In “Did Paul Revere’s Ride Really Matter?” Bell tells us this:
The biggest myth of Paul Revere’s ride may not be that Revere watched for the lantern signal from the North Church spire, as Henry Wadsworth Longfellow’s poem described. Nor that he was a lone rider carrying Dr. Joseph Warren’s warning all the way from Boston to Concord. Nor even that Revere yelled, “The British are coming!”
Instead, the biggest myth might be that Paul Revere’s ride was crucial to how the Battle of Lexington and Concord of 19 April 1775 turned out. Rural Massachusetts Patriots were already on alert, especially after they spotted British officers riding west through their towns. Other riders were spreading the same news. Hours passed between the first alarms and when the opposing forces actually engaged, giving Patriots time—more than enough time in some cases—to assemble in militia companies. The broad militia mobilization did not actually stop the British from returning to Boston. Thus, Revere’s warning might not have been necessary to how things worked out at the end of the day.
…Indeed, some militiamen were already active. “Early in the evening” Sgt. William Munroe had mustered an eight-man guard at the parsonage where Hancock and Adams were staying, having heard from a young local named Solomon Brown that there were “nine British officers on the road,” carrying arms.
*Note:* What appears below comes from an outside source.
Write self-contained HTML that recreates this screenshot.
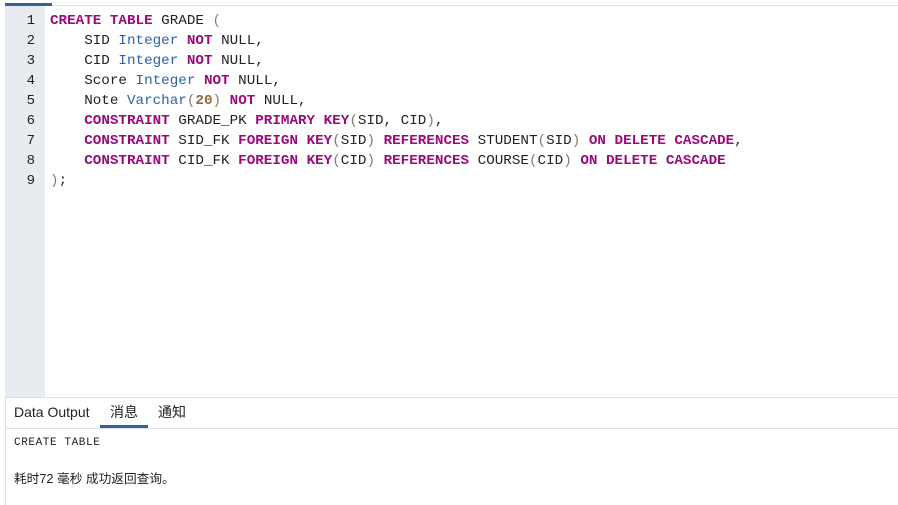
<!DOCTYPE html><html><head><meta charset="utf-8"><style>
body{margin:0;width:898px;height:505px;background:#fff;position:relative;overflow:hidden;font-family:"Liberation Sans","Noto Sans CJK SC",sans-serif}
.top{position:absolute;left:5px;top:5px;width:893px;height:1px;background:#dde0e6}
.tabb{position:absolute;left:5px;top:3px;width:47px;height:3px;background:#326690}
.gut{position:absolute;left:5px;top:6px;width:40px;height:391px;background:#e8ecf1}
.ln{position:absolute;left:5px;width:30px;text-align:right;font:14px "Liberation Mono",monospace;color:#222}
.code{position:absolute;left:50px;top:11px;font:14.25px/20px "Liberation Mono",monospace;color:#222;white-space:pre}
.k{color:#990a7d;font-weight:bold}.t{color:#2d62a8}.n{color:#8a6b3a;font-weight:bold}.p{color:#8a7a6a}
.sep{position:absolute;left:5px;top:397px;width:893px;height:1px;background:#dde0e6}
.sep2{position:absolute;left:5px;top:428px;width:893px;height:1px;background:#dde0e6}
.tabs{position:absolute;top:402px;height:20px;line-height:20px;font-size:14px;color:#222}
.ul{position:absolute;left:100px;top:425px;width:48px;height:3px;background:#326690}
.l{position:absolute;left:5px;top:398px;width:1px;height:107px;background:#dde0e6}
</style></head><body>
<div class="top"></div><div class="tabb"></div><div class="gut"></div>
<div class="ln" style="top:13px">1</div><div class="ln" style="top:33px">2</div><div class="ln" style="top:53px">3</div><div class="ln" style="top:73px">4</div><div class="ln" style="top:93px">5</div><div class="ln" style="top:113px">6</div><div class="ln" style="top:133px">7</div><div class="ln" style="top:153px">8</div><div class="ln" style="top:173px">9</div>
<div class="code"><span class="k">CREATE TABLE</span> GRADE <span class="p">(</span>
    SID <span class="t">Integer</span> <span class="k">NOT</span> NULL,
    CID <span class="t">Integer</span> <span class="k">NOT</span> NULL,
    Score <span class="t">Integer</span> <span class="k">NOT</span> NULL,
    Note <span class="t">Varchar</span><span class="p">(</span><span class="n">20</span><span class="p">)</span> <span class="k">NOT</span> NULL,
    <span class="k">CONSTRAINT</span> GRADE_PK <span class="k">PRIMARY KEY</span><span class="p">(</span>SID, CID<span class="p">)</span>,
    <span class="k">CONSTRAINT</span> SID_FK <span class="k">FOREIGN KEY</span><span class="p">(</span>SID<span class="p">)</span> <span class="k">REFERENCES</span> STUDENT<span class="p">(</span>SID<span class="p">)</span> <span class="k">ON DELETE CASCADE</span>,
    <span class="k">CONSTRAINT</span> CID_FK <span class="k">FOREIGN KEY</span><span class="p">(</span>CID<span class="p">)</span> <span class="k">REFERENCES</span> COURSE<span class="p">(</span>CID<span class="p">)</span> <span class="k">ON DELETE CASCADE</span>
<span class="p">)</span>;</div>
<div class="sep"></div><div class="l"></div>
<div class="tabs" style="left:14px">Data Output</div>
<div class="tabs" style="left:110px">消息</div>
<div class="tabs" style="left:158px">通知</div>
<div class="ul"></div><div class="sep2"></div>
<div style="position:absolute;left:14px;top:437px;font:11px 'Liberation Mono',monospace;letter-spacing:0.6px;color:#222">CREATE TABLE</div>
<div style="position:absolute;left:14px;top:468px;font-size:12.7px;color:#222">耗时72 毫秒 成功返回查询。</div>
</body></html>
Furthermore, there were at least four hours between Dawes’s arrival and dawn. The Lexington militia and the people at the parsonage discussed the news from Boston at length. They sent messengers out to other communities. Brown and two other riders headed west to Concord (British officers stopped them). Other men rode east to confirm whether troops were coming along the road from Boston. Capt. John Parker had more than enough time to assemble his men. In fact, at some point between three and four o’clock he dismissed them to catch some sleep nearby.
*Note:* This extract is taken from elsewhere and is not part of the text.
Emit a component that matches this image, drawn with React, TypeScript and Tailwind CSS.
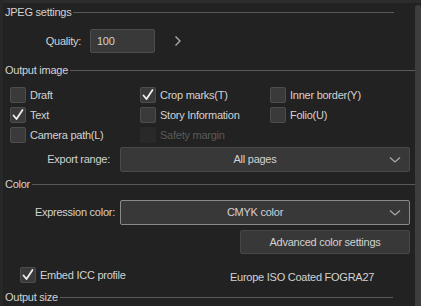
import React from "react";

const font = { fontFamily: '"Liberation Sans", Arial, sans-serif' };

function Header({ title, lineEnd }: { title: string; lineEnd: number }) {
  return (
    <div className="flex h-[18px] items-center pl-[5px]" style={{ paddingRight: 421 - lineEnd }}>
      <span className="text-[#d2d2d2] leading-none whitespace-nowrap">{title}</span>
      <div className="ml-[2px] h-px flex-1 bg-[#5a5a5a]" />
    </div>
  );
}

function Check({ checked, disabled }: { checked?: boolean; disabled?: boolean }) {
  return (
    <div
      className={
        disabled
          ? "h-[16px] w-[16px] shrink-0 rounded-[2px] bg-[#292929]"
          : "flex h-[16px] w-[16px] shrink-0 items-center justify-center rounded-[2px] border border-[#4d4d4d] bg-[#3a3a3a]"
      }
    >
      {checked && (
        <svg width="14" height="14" viewBox="0 0 14 14">
          <path d="M2.5 7.5 L5.5 11 L11.5 2" fill="none" stroke="#f0f0f0" strokeWidth="1.8" strokeLinecap="round" strokeLinejoin="round" />
        </svg>
      )}
    </div>
  );
}

function CheckItem({ label, checked, disabled }: { label: string; checked?: boolean; disabled?: boolean }) {
  return (
    <div className="flex h-[20px] items-center">
      <Check checked={checked} disabled={disabled} />
      <span className={"ml-[4px] whitespace-nowrap " + (disabled ? "text-[#5a5a5a]" : "text-[#d2d2d2]")}>{label}</span>
    </div>
  );
}

function Chevron() {
  return (
    <svg width="12" height="8" viewBox="0 0 12 8">
      <path d="M1 1.5 L6 6 L11 1.5" fill="none" stroke="#a8a8a8" strokeWidth="1.3" />
    </svg>
  );
}

function Select({ value, focused }: { value: string; focused?: boolean }) {
  return (
    <div
      className={
        "flex h-[25px] w-[290px] items-center rounded-[2px] border bg-[#383838] " +
        (focused ? "border-[#8a8a8a]" : "border-[#4a4a4a]")
      }
    >
      <span className="flex-1 text-center text-[#d2d2d2]">{value}</span>
      <div className="flex w-[20px] justify-start">
        <Chevron />
      </div>
    </div>
  );
}

export default function App() {
  return (
    <div
      className="relative h-[306px] w-[421px] overflow-hidden bg-[#222222] text-[11px] tracking-[-0.25px]"
      style={font}
    >
      <div className="h-[3px] bg-[#2c2c2c]" />
      <div className="absolute left-0 top-0 h-full w-[3px] bg-[#282828]" />
      <div className="absolute right-0 top-[5px] bottom-0 w-[6px] rounded-t-[3px] bg-[#3e3e3e]" />

      <Header title="JPEG settings" lineEnd={394} />

      <div className="mt-[8px] flex h-[24px] items-center">
        <div className="w-[81px] text-right text-[#d2d2d2]">Quality:</div>
        <div className="ml-[9px] flex h-[24px] w-[65px] items-center rounded-[2px] border border-[#4c4c4c] bg-[#393939] pl-[6px] text-[#d2d2d2]">
          100
        </div>
        <svg className="ml-[19px]" width="8" height="12" viewBox="0 0 8 12">
          <path d="M1.5 1.5 L6 6 L1.5 10.5" fill="none" stroke="#b0b0b0" strokeWidth="1.3" />
        </svg>
      </div>

      <div className="mt-[8px]">
        <Header title="Output image" lineEnd={415} />
      </div>

      <div className="mt-[6px] grid grid-cols-[130px_130px_1fr] pl-[10px]">
        <CheckItem label="Draft" />
        <CheckItem label="Crop marks(T)" checked />
        <CheckItem label="Inner border(Y)" />
        <CheckItem label="Text" checked />
        <CheckItem label="Story Information" />
        <CheckItem label="Folio(U)" />
        <CheckItem label="Camera path(L)" />
        <CheckItem label="Safety margin" disabled />
      </div>

      <div className="mt-[2px] flex items-center">
        <div className="w-[120px] pr-[10px] text-right text-[#d2d2d2]">Export range:</div>
        <Select value="All pages" />
      </div>

      <div className="mt-[3px]">
        <Header title="Color" lineEnd={415} />
      </div>

      <div className="mt-[7px] flex items-center">
        <div className="w-[120px] pr-[5px] text-right text-[#d2d2d2]">Expression color:</div>
        <Select value="CMYK color" focused />
      </div>

      <div className="mt-[5px] flex pl-[240px]">
        <div className="flex h-[24px] w-[170px] items-center justify-center rounded-[2px] border border-[#474747] bg-[#383838] text-[#d2d2d2]">
          Advanced color settings
        </div>
      </div>

      <div className="mt-[13px] flex h-[16px] items-center pl-[20px]">
        <Check checked />
        <span className="ml-[4px] w-[190px] text-[#d2d2d2]">Embed ICC profile</span>
        <span className="mt-[4px] text-[#d2d2d2]">Europe ISO Coated FOGRA27</span>
      </div>

      <div className="mt-[5px]">
        <Header title="Output size" lineEnd={393} />
      </div>
    </div>
  );
}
…Concord was already on alert. Revere had brought militia colonel James Barrett a general warning from Boston a couple of days before. The Barretts were already moving the cannon, gunpowder, and other military supplies from their farm to more remote hiding-places.
To be sure, the whole Concord militia didn’t assemble until Dr. Prescott rode into town around two o’clock in the morning. However, as at Lexington, there was a significant stretch of time between the first alert at Concord and when its militia company had to face the British troops. In fact, when those regulars arrived between eight and nine o’clock in the morning, the Concord militia companies pulled back to Punkatasset Hill, a mile north of the town center, before moving to a field above the North Bridge.
Paul Revere didn’t have to keep quiet to avoid being arrested by Loyalists. Bell’s point is that the countryside was already on the lookout for a British attack on Concord, making preparations for an armed confrontation with the Regulars, and in many cases well ahead of Revere.
This fact is so much more important than whether Revere said “the British are coming.” If ARE wants to bust myths, why not bust the myth that most Americans did not support the Revolution? Why not use Bell’s article to teach Americans today that hundreds of families in eastern Massachusetts had already fully committed themselves to an armed defense of their traditional liberties by the time the first battle of the American Revolution took place?
The show can’t do that because it is at such pains to debunk the Revolution as a scam and a sham. “Every story we tell about the Revolution is useless,” mourns the fake narrator in the episode. “Not useless,” says Adam; “just not history.” If ever the pot called the kettle black this has got to be it, coming from a show devoted to presenting myths as real history.